Others there are who are persuaded that forgiveness of sin is what they chiefly need, but who have not yet sought and found it. Conscience tells them that this is what they need for safety and for happiness yet they have not gone to Him who alone can give it.

There are others still, alas, many others, who do not feel this need. They do not really feel themselves to be sinners. Conscience is not aroused; no burden is felt, no sorrow for sin; they are careless and unconcerned. Yet it is true of them also, that pardon is their chief need. Unpardoned sin will be their ruin.

All that the world can give cannot make up for the lack of pardon. A man may be rich and prosperous, strong and healthy; the world may go well with him, and he may seem to lack nothing; yet, if he is without the pardon of his sins he lacks that which is better than all that he has got.

On the other hand, one may be sick and poor and friendless, and yet happy, if this blessing be his; and such are to be found.

4. Lastly, Jesus Christ both can and will forgive sin. He CAN. His precious blood has been shed for sinners, and so their debt has been paid and a full atonement made for all their guilt. Our Lord, when upon earth, claimed this power: "But that you may know that the Son of man has power on earth to forgive sins." That power is His still. At this very time, He has power on earth to forgive sins. None can condemn, where He forgives. "There is therefore now no condemnation to those who are in Christ Jesus" (Romans 8:1).

He can forgive, and He WILL forgive. No poor sinner will He turn away. He said so Himself: "Him that comes to Me, I will never cast out" (John 6:37). This forgiveness is a present forgiveness. What did our Lord say to the sick of the palsy? "Your sins are forgiven," not shall be, but are. So that he went away, a pardoned man.

In the same way are all forgiven, who go to Christ in true penitence and faith. His blood is applied to wash their sins away, and they go free. How gracious were His words, "Son, be of good cheer, your sins are forgiven." He seems to speak here as "the everlasting Father, the Prince of Peace" (Isaiah 9:6). In that character He seems to say, "Take courage, My child, fear not; your sins are forgiven!"

And thus He does in fact speak, in His Word and by His Spirit, to every humble and contrite heart that looks to Him: "Take courage, My child your sins are forgiven! My blood has been shed for you. My grace is sufficient for you. Go in peace." Happy are all such!

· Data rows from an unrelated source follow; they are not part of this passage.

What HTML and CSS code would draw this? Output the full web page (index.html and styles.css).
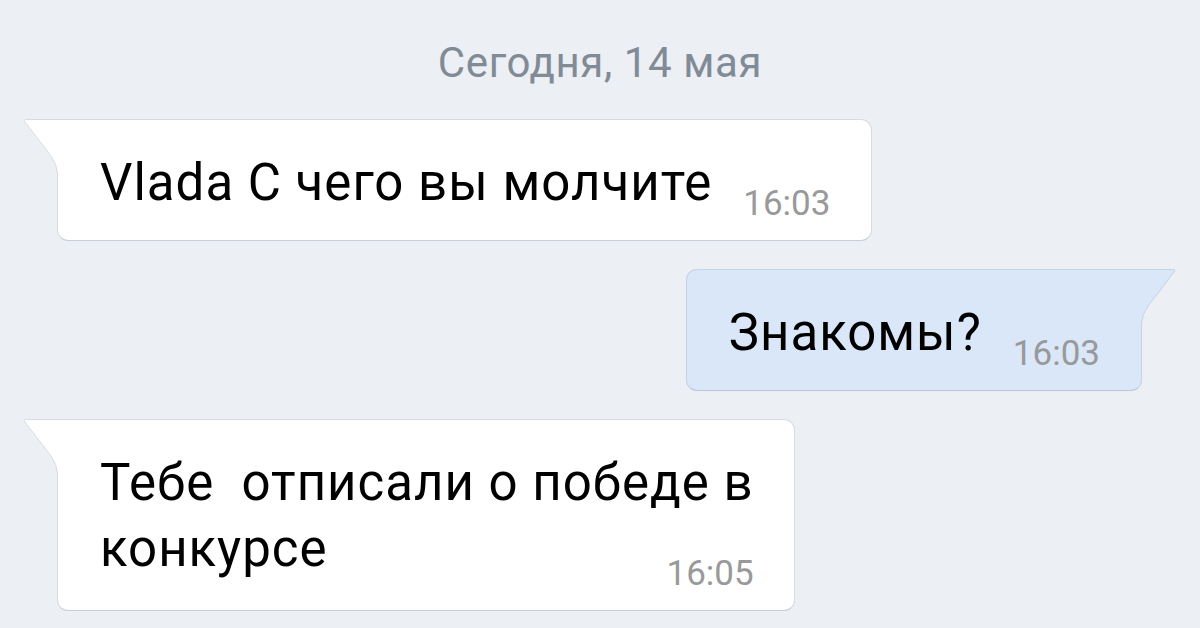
FILE: index.html
```html
<!DOCTYPE html>
<html lang="ru">
<head>
  <meta charset="UTF-8" />
  <title>Сообщения</title>
  <link rel="stylesheet" href="styles.css">
</head>
<body>
  <div class="chat">
    <div class="date">Сегодня, 14 мая</div>

    <div class="row">
      <div class="bubble">
        <svg class="tail" width="36" height="56" viewBox="0 0 36 56">
          <path class="tail-fill" d="M36.5 0 H4 Q0.5 0.5 2.5 3 L28.5 37 Q35 45.5 35.5 54 V56 H36.5 Z"/>
          <path class="tail-line" d="M36.5 0.5 H4 Q1 0.5 3 3 L29 37 Q35 45.5 35.5 54 V56"/>
        </svg>
        <div class="text">Vlada С чего вы молчите</div>
        <div class="time">16:03</div>
      </div>
    </div>

    <div class="row row-out">
      <div class="bubble bubble-out">
        <svg class="tail" width="36" height="56" viewBox="0 0 36 56">
          <path class="tail-fill" d="M36.5 0 H4 Q0.5 0.5 2.5 3 L28.5 37 Q35 45.5 35.5 54 V56 H36.5 Z"/>
          <path class="tail-line" d="M36.5 0.5 H4 Q1 0.5 3 3 L29 37 Q35 45.5 35.5 54 V56"/>
        </svg>
        <div class="text">Знакомы?</div>
        <div class="time">16:03</div>
      </div>
    </div>

    <div class="row">
      <div class="bubble bubble-long">
        <svg class="tail" width="36" height="56" viewBox="0 0 36 56">
          <path class="tail-fill" d="M36.5 0 H4 Q0.5 0.5 2.5 3 L28.5 37 Q35 45.5 35.5 54 V56 H36.5 Z"/>
          <path class="tail-line" d="M36.5 0.5 H4 Q1 0.5 3 3 L29 37 Q35 45.5 35.5 54 V56"/>
        </svg>
        <div class="text">Тебе&nbsp; отписали о победе в<br>конкурсе</div>
        <div class="time">16:05</div>
      </div>
    </div>
  </div>
</body>
</html>
```

FILE: styles.css
```css
body {
  margin: 0;
  background: #eceff3;
  font-family: Roboto, "Noto Sans", sans-serif;
  color: #000;
}
.chat {
  height: 628px;
  overflow: hidden;
  padding: 43px 58px 0 57px;
  box-sizing: border-box;
  display: flex;
  flex-direction: column;
  gap: 28px;
}
.date {
  text-align: center;
  font-size: 42px;
  line-height: 40px;
  letter-spacing: 0.6px;
  color: #818b96;
  margin-bottom: 8px;
  padding-left: 1px;
}
.row {
  display: flex;
}
.row-out {
  justify-content: flex-end;
}
.bubble {
  position: relative;
  display: flex;
  align-items: flex-end;
  background: #fff;
  border: 1px solid #d6dbe2;
  border-bottom-color: #c9cfd7;
  border-radius: 0 11px 11px 11px;
  padding: 30px 41px 19px 42px;
}
.bubble .tail {
  position: absolute;
  top: -1px;
  left: -36px;
}
.tail-fill {
  fill: #fff;
}
.tail-line {
  fill: none;
  stroke: #d6dbe2;
  stroke-width: 1;
}
.bubble-out {
  background: #d9e7f8;
  border-color: #c5d3e4;
  border-bottom-color: #b9c7d8;
  border-radius: 11px 0 11px 11px;
  padding-left: 42px;
  padding-right: 41px;
}
.bubble-out .tail {
  left: auto;
  right: -36px;
  transform: scaleX(-1);
}
.bubble-out .tail-fill {
  fill: #d9e7f8;
}
.bubble-out .tail-line {
  stroke: #c5d3e4;
}
.text {
  font-size: 51px;
  line-height: 66px;
  letter-spacing: 1px;
  margin-bottom: 5px;
  white-space: nowrap;
}
.time {
  font-size: 35px;
  line-height: 34px;
  color: #999;
  margin-left: 31px;
}
.bubble-long {
  flex-direction: column;
  align-items: stretch;
  padding-right: 40px;
}
.bubble-long .text {
  margin-bottom: 0;
}
.bubble-long .time {
  align-self: flex-end;
  margin-top: -25px;
}
```
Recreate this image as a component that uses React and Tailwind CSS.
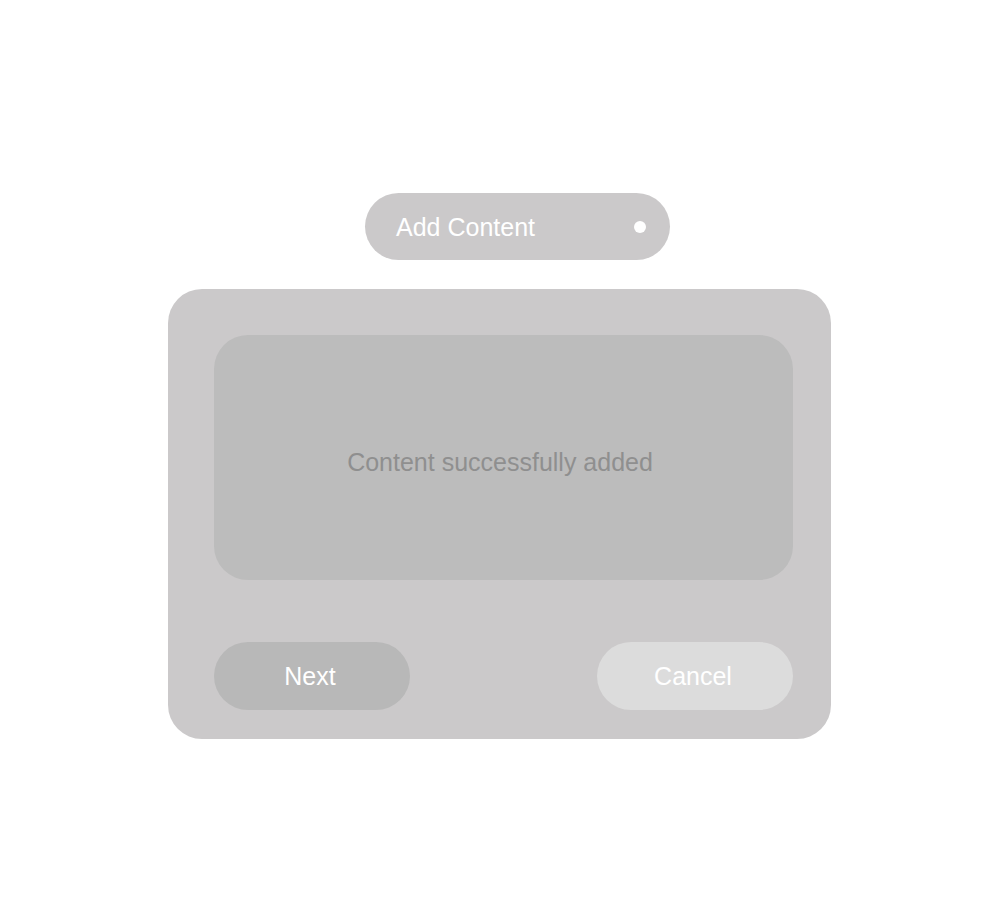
export default function App() {
  return (
    <div
      className="w-[1000px] h-[900px] bg-white flex flex-col items-center"
      style={{ fontFamily: '"Liberation Sans", Arial, sans-serif' }}
    >
      <div className="mt-[193px] ml-[35px] w-[305px] h-[67px] rounded-full bg-[#cbc9ca] flex items-center justify-between pl-[31px] pr-[24px]">
        <span className="text-white text-[25px] leading-none mt-[2px]">Add Content</span>
        <span className="w-[12px] h-[12px] rounded-full bg-white" />
      </div>
      <div className="mt-[29px] ml-[-1px] w-[663px] h-[450px] rounded-[34px] bg-[#cbc9ca] pt-[46px] pl-[46px] pr-[38px] pb-[29px] flex flex-col">
        <div className="h-[245px] rounded-[34px] bg-[#bcbcbc] flex items-center justify-center">
          <span className="text-[#8f8f8f] text-[25px] leading-none -ml-[7px] mt-[9px]">Content successfully added</span>
        </div>
        <div className="mt-auto flex justify-between">
          <button className="w-[196px] h-[68px] rounded-full bg-[#b8b8b8] text-white text-[25px] pr-[4px] pt-[2px]">Next</button>
          <button className="w-[196px] h-[68px] rounded-full bg-[#dcdcdc] text-white text-[25px] pr-[4px] pt-[2px]">Cancel</button>
        </div>
      </div>
    </div>
  );
}
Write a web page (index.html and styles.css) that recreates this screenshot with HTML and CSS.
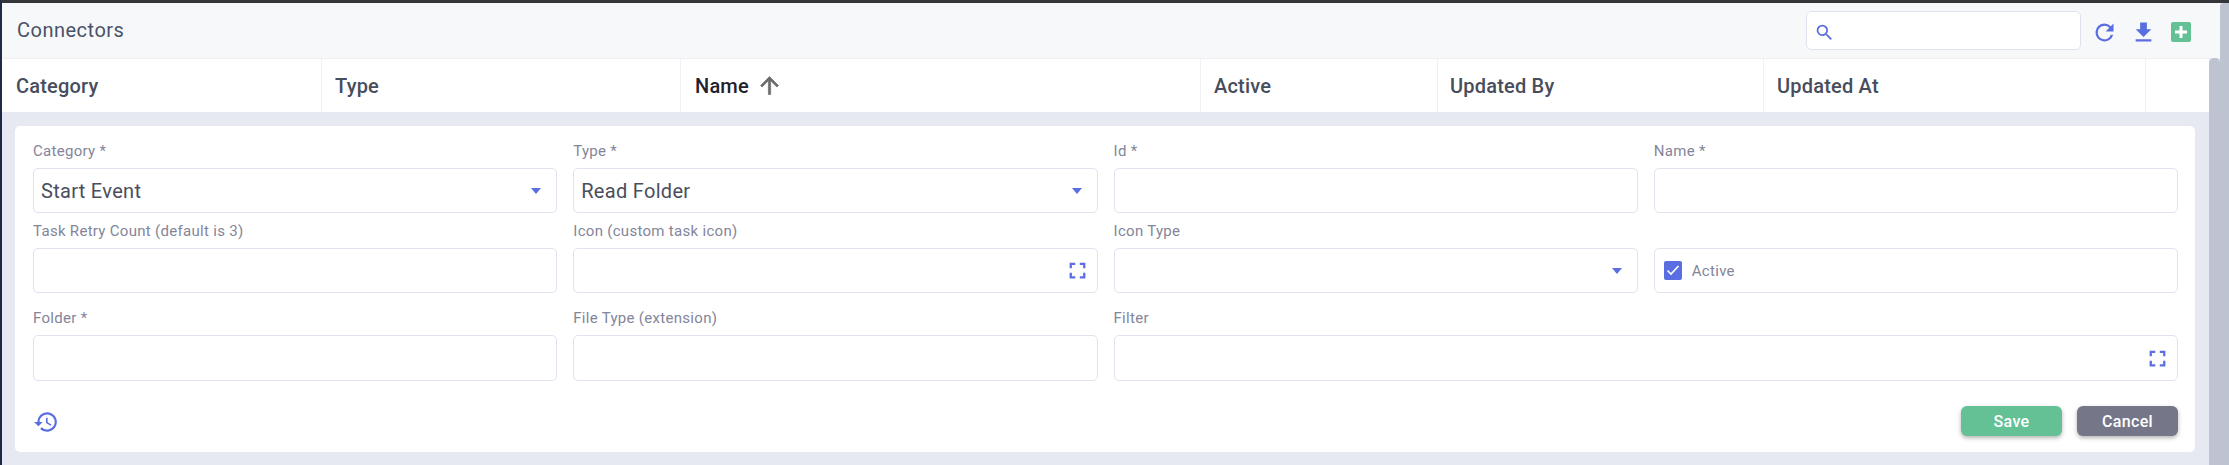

Happier far than the world, with all its gifts, could make them.

Never surely can the palsied man have forgotten the sweet sound of those words, "Son, be of good cheer your sins are forgiven!" They were not heard once for all, and then lost; they must have lived in his memory and cheered his spirit all his life afterwards. Not so great a comfort was it to him to go about like other men, to walk, to work, to enjoy life, to do things for others, in return for what they had done for him in his need, as to live in the knowledge that his sins were forgiven.

This is how our Lord would have us live; this is the happiness that He would have us enjoy believing that His blood has washed us clean, loving Him above all, serving Him with a free spirit, and, amidst all other sources of joy, rejoicing most in this, that our sins are forgiven us for His Name's sake, and that "He has made us accepted in the beloved" (Ephesians 1:6).